Confusion Matrix for multi-class classification problem

I am working on a 4-class classification problem. I have got some results using ResNet. I want to evaluate the results further by a confusion matrix. I have seen sklearn has the method to calculate it. Since I am using CNN, which gives results for multiple epochs, how can I plot the confusion matrix for the best epoch?

Usually you would calculate the validation loss and accuracy after each epoch and could also store the predictions for the entire validation dataset and calculate the confusion matrix afterwards.
If you want to only compute the confusion matrix for the “best” model model, store the state_dict of the model if the validation loss decreases (or the validation accuracy increases), reload the state_dict after the training is finished, and calculate the confusion matrix afterwards.

@ptrblck so just like accuracy and validation loss is calculated for every epoch, other evaluation measures like confusion matrix, F1-score, recall, precision are also calculated for every epoch? Or do we calculate these measures only for the best model?

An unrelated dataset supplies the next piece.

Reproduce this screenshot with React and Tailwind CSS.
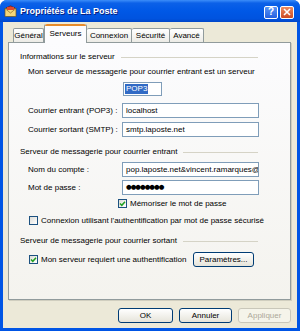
export default function App() {
  const Check = ({ checked }) => (
    <div className="w-[9px] h-[9px] border border-[#1C5180] bg-gradient-to-br from-[#DCDCD7] to-white flex items-center justify-center shrink-0">
      {checked && (
        <svg width="7" height="7" viewBox="0 0 7 7">
          <path d="M1 3.5 L2.8 5.3 L6 1.8" fill="none" stroke="#21A121" strokeWidth="1.5" />
        </svg>
      )}
    </div>
  );
  const Heading = ({ children }) => (
    <div className="mt-[9px] h-[12px] flex items-center pl-[11px] pr-[32px]">
      <span className="whitespace-nowrap">{children}</span>
      <div className="flex-1 ml-[6px] h-px bg-[#D5D3C6]" />
    </div>
  );
  const Field = ({ label, children, className = "" }) => (
    <div className={`h-[15px] flex items-center ${className}`}>
      <div className="w-[113px] pl-[19px] whitespace-nowrap">{label}</div>
      <div className="w-[137px] h-[15px] border border-[#7F9DB9] bg-white flex items-center pl-[3px] overflow-hidden whitespace-nowrap">
        {children}
      </div>
    </div>
  );
  const Btn = ({ children, w, disabled }) => (
    <div
      className={`h-[15px] rounded-[3px] border flex items-center justify-center ${w} ${
        disabled
          ? "border-[#C9C7BA] bg-[#F5F4EA] text-[#ACA899]"
          : "border-[#003C74] bg-gradient-to-b from-white to-[#E6E4DA] text-black"
      }`}
    >
      {children}
    </div>
  );
  return (
    <div className="w-[300px] h-[331px] flex flex-col bg-[#0055E5] rounded-t-[7px] overflow-hidden font-['Liberation_Sans',Arial,sans-serif] text-[8px] text-black leading-none">
      {/* title bar */}
      <div className="h-[22px] shrink-0 flex items-center pl-[4px] pr-[6px] bg-[linear-gradient(180deg,#3C8EF9_0%,#0C61E8_14%,#0058E6_50%,#0053DF_85%,#0046C8_100%)]">
        <svg width="13" height="13" viewBox="0 0 13 13">
          <path d="M2 3 L6.5 0.8 L11 3 Z" fill="#C0392B" stroke="#6B1A10" strokeWidth="0.6" />
          <rect x="1" y="3.5" width="11" height="8" fill="#F4D77A" stroke="#6A5320" strokeWidth="0.7" />
          <path d="M1 3.5 L6.5 8 L12 3.5" fill="none" stroke="#8A6A25" strokeWidth="0.7" />
          <rect x="3" y="2" width="7" height="3" fill="#E04A2C" />
        </svg>
        <span className="ml-[3px] text-white font-bold text-[9px] [text-shadow:1px_1px_0_#0A1F7A]">
          Propriétés de La Poste
        </span>
        <div className="ml-auto flex gap-[2px] mt-[2px]">
          <div className="w-[14px] h-[13px] rounded-[2px] border border-white bg-gradient-to-b from-[#5A95F5] to-[#2560E0] flex items-center justify-center text-white font-bold text-[10px]">
            ?
          </div>
          <div className="w-[14px] h-[13px] rounded-[2px] border border-white bg-gradient-to-b from-[#EE8A5E] to-[#CC4A22] flex items-center justify-center">
            <svg width="8" height="8" viewBox="0 0 8 8">
              <path d="M1 1 L7 7 M7 1 L1 7" stroke="white" strokeWidth="1.6" />
            </svg>
          </div>
        </div>
      </div>
      {/* body */}
      <div className="flex-1 mx-[3px] mb-[3px] bg-[#ECE9D8] flex flex-col">
        {/* tabs */}
        <div className="mt-[2px] ml-[10px] h-[18px] flex items-end">
          <div className="w-[31px] h-[14px] border border-b-0 border-[#919B9C] rounded-t-[2px] bg-gradient-to-b from-white to-[#ECEBE6] flex items-center justify-center">
            Général
          </div>
          <div className="relative z-10 -mb-px w-[43px] h-[19px] border-x border-[#919B9C] rounded-t-[2px] bg-[#FCFCFE] flex flex-col">
            <div className="h-[2px] bg-[#E68B2C] rounded-t-[2px]" />
            <div className="flex-1 flex items-center justify-center pb-[2px]">Serveurs</div>
          </div>
          <div className="w-[45px] h-[14px] border border-b-0 border-l-0 border-[#919B9C] rounded-t-[2px] bg-gradient-to-b from-white to-[#ECEBE6] flex items-center justify-center">
            Connexion
          </div>
          <div className="w-[38px] h-[14px] border border-b-0 border-l-0 border-[#919B9C] rounded-t-[2px] bg-gradient-to-b from-white to-[#ECEBE6] flex items-center justify-center">
            Sécurité
          </div>
          <div className="w-[34px] h-[14px] border border-b-0 border-l-0 border-[#919B9C] rounded-t-[2px] bg-gradient-to-b from-white to-[#ECEBE6] flex items-center justify-center">
            Avancé
          </div>
        </div>
        {/* panel */}
        <div className="ml-[5px] mr-[6px] h-[258px] border border-[#919B9C] bg-gradient-to-b from-[#FCFCFE] to-[#F4F3EE] shadow-[1px_1px_0_#D0CEBF] flex flex-col">
          <div className="mt-[8px] h-[12px] flex items-center pl-[11px] pr-[32px]">
            <span className="whitespace-nowrap">Informations sur le serveur</span>
            <div className="flex-1 ml-[6px] h-px bg-[#D5D3C6]" />
          </div>
          <div className="mt-[3px] h-[12px] flex items-center pl-[19px] whitespace-nowrap">
            Mon serveur de messagerie pour courrier entrant est un serveur
          </div>
          <div className="mt-[4px] ml-[114px] w-[39px] h-[14px] border border-[#7F9DB9] bg-white flex items-center pl-[1px]">
            <span className="bg-[#316AC5] text-white px-px h-[10px] flex items-center">POP3</span>
          </div>
          <Field label="Courrier entrant (POP3) :" className="mt-[7px]">localhost</Field>
          <Field label="Courrier sortant (SMTP) :" className="mt-[4px]">smtp.laposte.net</Field>
          <Heading>Serveur de messagerie pour courrier entrant</Heading>
          <Field label="Nom du compte :" className="mt-[4px]">pop.laposte.net&amp;vincent.ramarques@laposte.net</Field>
          <Field label="Mot de passe :" className="mt-[3px]">
            <span className="text-[6.5px] tracking-[-1px] font-['DejaVu_Sans',sans-serif]">●●●●●●●●</span>
          </Field>
          <div className="mt-[3px] h-[11px] ml-[109px] flex items-center gap-[3px] whitespace-nowrap">
            <Check checked />
            <span>Mémoriser le mot de passe</span>
          </div>
          <div className="mt-[6px] h-[11px] ml-[20px] flex items-center gap-[3px] whitespace-nowrap">
            <Check />
            <span>Connexion utilisant l'authentification par mot de passe sécurisé</span>
          </div>
          <Heading>Serveur de messagerie pour courrier sortant</Heading>
          <div className="mt-[5px] h-[15px] flex items-center">
            <div className="w-[184px] pl-[20px] flex items-center gap-[3px] whitespace-nowrap">
              <Check checked />
              <span>Mon serveur requiert une authentification</span>
            </div>
            <Btn w="w-[61px]">Paramètres...</Btn>
          </div>
        </div>
        {/* buttons */}
        <div className="mt-[8px] flex justify-end gap-[6px] pr-[6px]">
          <Btn w="w-[55px]">OK</Btn>
          <Btn w="w-[53px]">Annuler</Btn>
          <Btn w="w-[53px]" disabled>Appliquer</Btn>
        </div>
      </div>
    </div>
  );
}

I don’t think there is any rule and it depends on your use case, i.e. the calculation of each of these metric stats will of course slow down your code a bit and you would have to decide, if you want and need to track these additional stats for each epoch.
The “slowdown” of course also depends on the general use case. E.g. if an epoch already takes ~1h to finish, you wouldn’t notice the additional calculations even if they would take ~1min (I would assume they are faster as well).